Following the meeting, Robert Dowd, director of the Department of Emergency Services, told LebTown that many of his employees will be attending the service. He added that numerous local EMS agencies are loaning their staff members to the county so that EMS services will continue uninterrupted.
Also Thursday, commissioners conducted the county’s business concerning a variety of items across numerous agencies, all of which passed unanimously.
Sean Drasher, chief clerk of elections, requested a change in the Jackson East (23E) polling precinct. The precinct is being moved one-half mile from the Myerstown Borough building to StoneRidge beginning with the May primary.
Drasher also presented the preliminary ballot, which he said is the final version since there are no contested races pending in the state’s court system. May 17 is the date for the 2022 Primary Election in Pennsylvania.
Erin Moyer, administrator for Children and Youth Services, requested payment of first and second quarter invoices for fiscal year 2021-22 in the amount of $1.7 million for the first quarter and $1.785 million for the second quarter.
In a separate item, Moyer said the Bucks County Youth Center is changing its per diem rate from $350 to $400 for 24-hour juvenile supervision for youths housed at their detention center beginning July 1.
Holly Leahy, administrator for Mental Health/Intellectual Disabilities and Early Intervention, presented 37 contract amendments for provider services for fiscal year 2021-22 in the amount of $320,669. The financial difference in the amended contracts will be paid from block-grant funding, meaning no additional revenue will be required from county coffers.
“There are nine amendments for early intervention, which is primarily for higher utilization of services,” said Leahy. “We have 23 amendments for the intellectual disability program, primarily due to the increase that was implemented by the Office of Developmental Programs.”
Leahy said the largest amendment concerning mental health is for the nonprofit Housing Development Corp. of Lebanon County, in the amount of $168,000, to “secure and renovate two additional apartments for permanent-supported housing for individuals with serious mental illness.”
“They pay up to 30 percent of their rent and we pay the rest of that in an arrangement with their landlords,” said Leahy, about those individuals who qualify for the nonprofit housing program.
The commissioners voted to enter into a Statement of Levy and Lien of Assessment Agreement with the Sustainable Energy Fund for the state’s C-PACE (Commercial Property Assessed Clean Energy) program. The commissioners agreed to charge a $250 fee, which is the statewide norm, to administer the program for future businesses that apply for the C-PACE program.

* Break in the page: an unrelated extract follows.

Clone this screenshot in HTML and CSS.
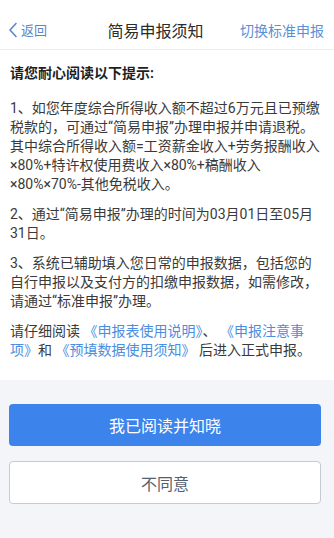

Audrey Fortna, director of Probation Services, asked commissioners to renew the Offender Supervision Fee Funding Agreement with the commonwealth. The county entered into an agreement with Pennsylvania through its Board of Probation and Parole, which addresses the procedures and guidelines for the handling of supervision funds by the county and the commonwealth.
“The supervision fee was established, I believe, in 1991, statewide, to help offset the cost of supervision that probation departments encounter, and our department is in charge of assessing those fees and collecting those fees,” said Fortna. “We’re also required, as stated in the agreement, to send half of those collections to the state. Each year, there is a renewal to that agreement and what that does is initiate the release of half of that funding that the state sends back to us.”
The commissioners also approved 10 liquid fuel applications for local municipalities to help cover costs for various projects. The municipalities to receive funding, the amount and projects are:
- Bethel Township, $5,007, general road maintenance
- Cleona Borough, $2,080, general road maintenance
- Cornwall Borough, $4,112, general road maintenance
- East Hanover Township, $2,801, line painting
- North Cornwall Township, $7,553, paving project
- North Londonderry Township, $8,068, paving project
- South Londonderry Township, $6,991, general road maintenance
- Swatara Township, $4,055, line painting
- Union Township, $3,099, road salt
- West Lebanon Township, $781, road salt
In other county business, the commissioners voted to:
- Approve a master agreement resolution for the county commission chairman to sign future Master Planning agreements between PennDOT and Lebanon County.
- Grant six real estate tax exemptions for disabled veterans.
- Gave consent to the Lebanon County Housing and Redevelopment Authority to not seek an additional allocation of funding through the Emergency Rental Assistance Program since the county still has $2.3 million to spend by Sept. 30.
- Submit the county’s annual hazmat report to the state. EMS director Dowd noted that 2021 was a static year and that there was nothing significant to point out to the commissioners in the report.
- Approve the local match to Lebanon Transit in the amount of $136,603, which was already approved in the 2022 fiscal budget. The approval was a formality to release $34,150.75 quarterly to the transit authority.
- Provide funding to the Lebanon Valley Conservancy for two projects through the county’s hotel tax grant fund. The commissioners agreed to a $1,350 funding request to clean graffiti painted on Dinosaur Rock for a project estimated to cost nearly $4,180. The conservancy will also receive $6,700 for a $9,000 project to provide maps for the Campbelltown, Colebrook and Lawn Heritage Trail.
- Appointed Scott Trowell to represent the new Fairfield by Marriott Hotel, located across from the Expo Center, on the board for Visit Lebanon Valley.
- Pay six debit payments due in April totaling nearly $689,350.
- Approve the minutes of the March 17 meeting and numerous personnel transactions.